Ericsson fell as much as 1.9 percent in Stockholm and was 1.3 percent lower at 71.25 kronor at 12:14 p.m. Sony closed down 1 percent at 2613 yen in Tokyo.
Sales in the quarter were little changed at 1.6 billion euros, missing estimates. Revenue had been predicted at 1.82 billion euros, based on 16 analysts’ estimates.
Sony Ericsson is pushing Android smartphones as it targets a 10 percent operating margin, up from 4 percent in the quarter.
The company’s average handset price for the quarter was 154 euros, a third more than a year ago and less than the 160 euros in the previous quarter. The company added the Xperia X8, a mid-priced model suitable for prepaid plans, to its high-end X10 line, which also includes pocket sized touchscreen and slide-out keyboard models.
“I expect volumes will gain and average selling price will come down on the lower priced Xperia models and the A8i for China Mobile,” said Daniel Djurberg, a Stockholm-based analyst for Nordea Bank.
Sony Ericsson cited “product and geographical mix” as the reason for lower sequential selling prices. The company has added China and the U.S. to its Android markets, launching the Xperia X10 with AT&T Inc.

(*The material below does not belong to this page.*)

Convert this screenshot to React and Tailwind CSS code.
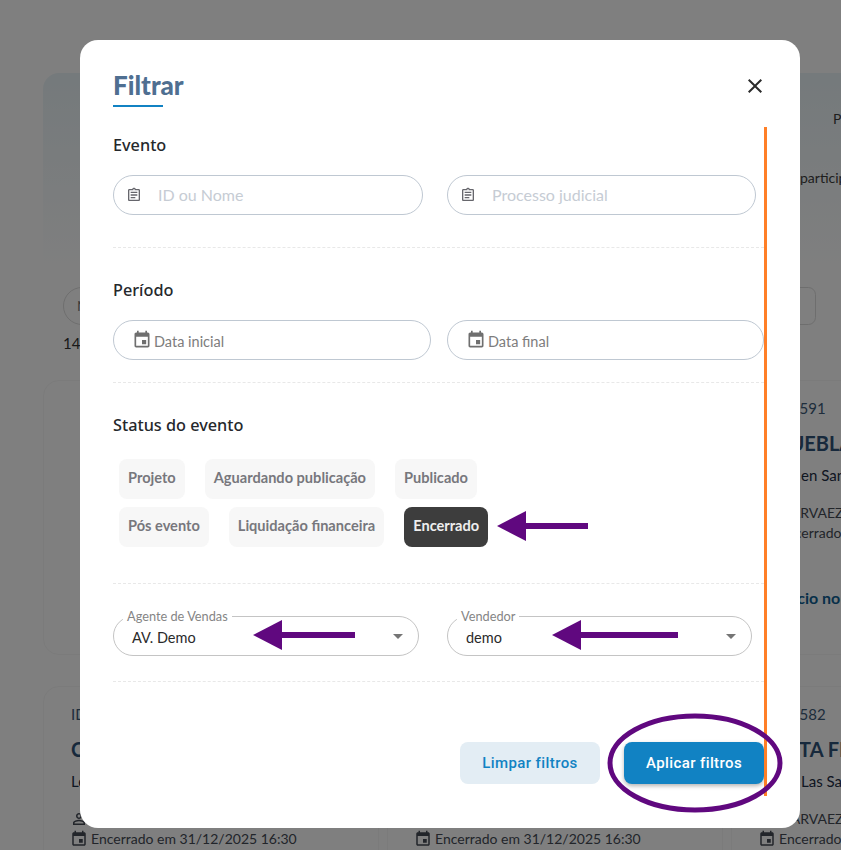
const FONT = "[font-family:Lato,'Noto_Sans',sans-serif]";

function CalendarIcon({ className }) {
  return (
    <svg viewBox="0 0 24 24" fill="currentColor" className={className}>
      <path d="M17 12h-5v5h5v-5zM16 1v2H8V1H6v2H5c-1.11 0-1.99.9-1.99 2L3 19c0 1.1.89 2 2 2h14c1.1 0 2-.9 2-2V5c0-1.1-.9-2-2-2h-1V1h-2zm3 18H5V8h14v11z" />
    </svg>
  );
}

function ClipboardIcon({ className }) {
  return (
    <svg viewBox="0 0 24 24" fill="currentColor" className={className}>
      <path d="M19 3h-4.18C14.4 1.84 13.3 1 12 1c-1.3 0-2.4.84-2.82 2H5c-1.1 0-2 .9-2 2v14c0 1.1.9 2 2 2h14c1.1 0 2-.9 2-2V5c0-1.1-.9-2-2-2zm-7 0c.55 0 1 .45 1 1s-.45 1-1 1-1-.45-1-1 .45-1 1-1zm7 16H5V5h14v14zM7 15h7v2H7zm0-4h10v2H7zm0-4h10v2H7z" />
    </svg>
  );
}

function PersonIcon({ className }) {
  return (
    <svg viewBox="0 0 24 24" fill="currentColor" className={className}>
      <path d="M12 6c1.1 0 2 .9 2 2s-.9 2-2 2-2-.9-2-2 .9-2 2-2m0 9c2.7 0 5.8 1.29 6 2v1H6v-.99c.2-.72 3.3-2.01 6-2.01M12 4C9.79 4 8 5.79 8 8s1.79 4 4 4 4-1.79 4-4-1.79-4-4-4zm0 9c-2.67 0-8 1.34-8 4v3h16v-3c0-2.66-5.33-4-8-4z" />
    </svg>
  );
}

function EventCard({ id, title, place, seller, link }) {
  return (
    <div className="h-[275px] rounded-2xl border border-[#f6f6f6] bg-white pl-[27px] pt-[17px] whitespace-nowrap overflow-hidden">
      {id && (
        <>
          <div className="text-[15px] leading-5 text-[#3c5a78]">ID: {id}</div>
          <div className="mt-[10px] text-xl font-bold leading-[30px] text-[#2f5378]">{title}</div>
          <div className="mt-[7px] text-[15px] leading-5 text-[#1c2c44]">{place}</div>
          <div className="mt-[18px] flex h-5 items-center gap-1 text-sm text-[#444a55]">
            <PersonIcon className="h-[18px] w-[18px] shrink-0 -ml-px" />
            {seller}
          </div>
          <div className="flex h-5 items-center gap-[3px] text-sm text-[#444a55]">
            <CalendarIcon className="h-[18px] w-[18px] shrink-0 -ml-px" />
            Encerrado em 31/12/2025 16:30
          </div>
          <div className="mt-[45px] text-base font-bold leading-5 text-[#0f5f93]">{link}</div>
        </>
      )}
    </div>
  );
}

function Page() {
  return (
    <div className="w-[1100px] pl-[43px] pt-[73px]">
      <div className="h-[200px] rounded-2xl bg-gradient-to-b from-[#eaf4f8] to-white pl-[790px] pt-[36px] text-sm whitespace-nowrap text-[#3d3d3d]">
        <div className="leading-5">Participantes</div>
        <div className="mt-[39px] -ml-[33px] leading-5">participantes</div>
      </div>
      <div className="ml-[20px] mt-[14px] flex h-[38px] w-[753px] items-center rounded-l-[20px] rounded-r-lg border border-[#dddddd] pl-[13px] text-sm text-[#777777]">
        Nome
      </div>
      <div className="ml-[20px] mt-[8px] text-[15px] leading-5 text-[#333333]">14 eventos</div>
      <div className="mt-[27px] grid grid-cols-[336px_336px_336px] gap-x-[8px] gap-y-[31px]">
        <EventCard />
        <EventCard id="12590" title="CASA" place="Leilão" seller="DIEGO" link="Anúncio no site" />
        <EventCard id="12591" title="A PUEBLA" place="Leilão en Santos" seller="NARVAEZ" link="Anúncio no site" />
        <EventCard id="12580" title="CASA" place="Leilão em Santos" seller="DIEGO" link="Anúncio no site" />
        <EventCard id="12581" title="CASA" place="Leilão" seller="DIEGO" link="Anúncio no site" />
        <EventCard id="12582" title="COSTA FINAL" place="Leilão Las Santos" seller="NARVAEZ" link="Anúncio no site" />
      </div>
    </div>
  );
}

function SearchField({ placeholder, width }) {
  return (
    <div className={`flex h-10 items-center rounded-[20px] border border-[#bfc8d2] pl-[12px] ${width}`}>
      <ClipboardIcon className="h-4 w-4 shrink-0 text-[#66666c]" />
      <input
        placeholder={placeholder}
        className="ml-[16px] w-full bg-transparent pb-px text-base outline-none placeholder:text-[#c6ccd4]"
      />
    </div>
  );
}

function DateField({ placeholder, width }) {
  return (
    <div className={`flex h-10 items-center rounded-[20px] border border-[#bfc8d2] pl-[18px] ${width}`}>
      <CalendarIcon className="h-5 w-5 shrink-0 text-[#6f6f6f]" />
      <input
        placeholder={placeholder}
        className="ml-[2px] w-full bg-transparent pt-[3px] text-[14.5px] outline-none placeholder:text-[#7d7d7d]"
      />
    </div>
  );
}

function SelectField({ label, value, width }) {
  return (
    <fieldset className={`relative h-[47px] rounded-[20px] border border-[#c4c4c4] pl-[18px] ${width}`}>
      <legend className="-ml-[9px] px-[4px] text-[12.75px] leading-[14px] text-[#858585]">{label}</legend>
      <div className="mt-[5px] text-[14.5px] leading-5 text-[#2a2a2a]">{value}</div>
      <span className="absolute right-[15px] top-[11px] h-0 w-0 border-x-[5px] border-t-[5px] border-x-transparent border-t-[#757575]" />
    </fieldset>
  );
}

function Chip({ label, active }) {
  return (
    <button
      className={`h-10 rounded-lg px-[9px] pb-[2px] text-[14.6px] font-bold ${
        active ? "bg-[#3d3d3d] text-[#eeeeee]" : "bg-[#f7f7f7] text-[#77777d]"
      }`}
    >
      {label}
    </button>
  );
}

function Divider({ className }) {
  return <div className={`border-t border-dashed border-[#e8e8e8] ${className}`} />;
}

function SectionTitle({ children, className }) {
  return (
    <h2 className={`text-[16.25px] font-medium leading-6 text-[#25282c] [font-family:'Noto_Sans',sans-serif] ${className}`}>
      {children}
    </h2>
  );
}

function Annotations() {
  const purple = "#60087f";
  return (
    <svg viewBox="0 0 841 850" className="pointer-events-none absolute left-0 top-0 h-[850px] w-[841px]">
      <rect x="764" y="127" width="3" height="669" fill="#ff7f27" />
      <rect x="526" y="523" width="62" height="6" fill={purple} />
      <polygon points="497,526 526,511 526,541" fill={purple} />
      <rect x="282" y="632" width="73" height="6" fill={purple} />
      <polygon points="253,635 282,620 282,650" fill={purple} />
      <rect x="581" y="632" width="97" height="6" fill={purple} />
      <polygon points="552,635 581,620 581,650" fill={purple} />
      <ellipse cx="695" cy="763" rx="85" ry="47" fill="none" stroke={purple} strokeWidth="5" />
    </svg>
  );
}

export default function App() {
  return (
    <div className={`relative h-[850px] w-[841px] overflow-hidden bg-white ${FONT}`}>
      <Page />
      <div className="absolute inset-0 bg-black/50" />

      <div className="absolute left-[80px] top-[40px] h-[788px] w-[720px] rounded-[18px] bg-white pl-[33px] pr-[36px] pt-[29px]">
        <div className="flex items-start justify-between">
          <div>
            <h1 className="text-[26px] font-black leading-8 text-[#4f6f91]">Filtrar</h1>
            <div className="mt-[4px] h-[2px] w-[50px] bg-[#1182c3]" />
          </div>
          <svg viewBox="0 0 24 24" fill="#2b2b2b" className="mr-[-3px] mt-[5px] h-6 w-6">
            <path d="M19 6.41 17.59 5 12 10.59 6.41 5 5 6.41 10.59 12 5 17.59 6.41 19 12 13.41 17.59 19 19 17.59 13.41 12z" />
          </svg>
        </div>

        <SectionTitle className="mt-[26px]">Evento</SectionTitle>
        <div className="mt-[18px] flex gap-[24px]">
          <SearchField placeholder="ID ou Nome" width="w-[310px]" />
          <SearchField placeholder="Processo judicial" width="w-[309px]" />
        </div>
        <Divider className="mt-[32px]" />

        <SectionTitle className="mt-[30px]">Período</SectionTitle>
        <div className="mt-[18px] flex gap-[16px]">
          <DateField placeholder="Data inicial" width="w-[318px]" />
          <DateField placeholder="Data final" width="w-[317px]" />
        </div>
        <Divider className="mt-[22px]" />

        <SectionTitle className="mt-[30px]">Status do evento</SectionTitle>
        <div className="ml-[6px] mt-[22px] flex flex-col gap-[8px]">
          <div className="flex gap-[20px]">
            <Chip label="Projeto" />
            <Chip label="Aguardando publicação" />
            <Chip label="Publicado" />
          </div>
          <div className="flex gap-[20px]">
            <Chip label="Pós evento" />
            <Chip label="Liquidação financeira" />
            <Chip label="Encerrado" active />
          </div>
        </div>
        <Divider className="mt-[36px]" />

        <div className="mt-[25px] flex gap-[28px]">
          <SelectField label="Agente de Vendas" value="AV. Demo" width="w-[306px]" />
          <SelectField label="Vendedor" value="demo" width="w-[305px]" />
        </div>
        <Divider className="mt-[25px]" />

        <div className="mt-[60px] flex justify-end gap-[24px] [font-family:Roboto,sans-serif]">
          <button className="h-[42px] w-[140px] rounded-lg bg-[#e3edf4] text-[15px] font-medium tracking-[0.4px] text-[#1182c3]">
            Limpar filtros
          </button>
          <button className="h-[42px] w-[140px] rounded-lg bg-[#1182c3] text-[15px] font-medium tracking-[0.4px] text-white shadow-[0_2px_4px_rgba(0,0,0,0.3)]">
            Aplicar filtros
          </button>
        </div>
      </div>

      <Annotations />
    </div>
  );
}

“Though they have nice products, competition is very tough as the refresh cycle on Android is very quick and the X10 by now almost seems dated,” said Gartner’s Milanesi.
CEO Nordberg estimated that Sony Ericsson had about 19 percent revenue share of the Android market.
Sony Ericsson plans to diversify into Windows Phone 7, Nordberg said on the call, without giving any details. The company is phasing out the Nokia Oyj-dominated Symbian platform after deciding the service and application “ecosystem” isn’t as good as Android.
“They will need a successor to the X10, which I expect to be announced this quarter, and they also need to launch on Windows Phone 7 quite soon,” Nordea’s Djurberg said.
He also expects the company to announce a device incorporating PlayStation Pro functions and content to capitalize on its connection with Sony.
The Xperia handsets compete with Android models from Samsung Electronics Co. Ltd., LG Electronics Inc., HTC Corp., and, especially in the U.S., Motorola Inc. Last month Sony Ericsson opened a new Americas headquarters in Atlanta.
The company didn’t do “fire sales” of old products in the quarter, choosing to preserve profits over unit volume, sales chief Kristian Tear said.
It also planned production conservatively so as not to end up with big stocks, Nordberg said in an interview on Bloomberg Television. “We didn’t have more so we couldn’t sell more,” Nordberg said. “We expect to improve the top line.”
Units shipped fell to 10.4 million in the quarter from 14.1 million a year earlier. Last quarter, Sony Ericsson was the fifth largest in worldwide mobile phone sales by units with a 3.4 percent share, down from 4.7 percent a year earlier, according to Gartner.
More than 50 percent of the company’s sales now come from smartphones, the industry’s fastest growing segment.
“I see a healthy growth in smartphones and a decline in feature phones in the market,” Nordberg said on the call.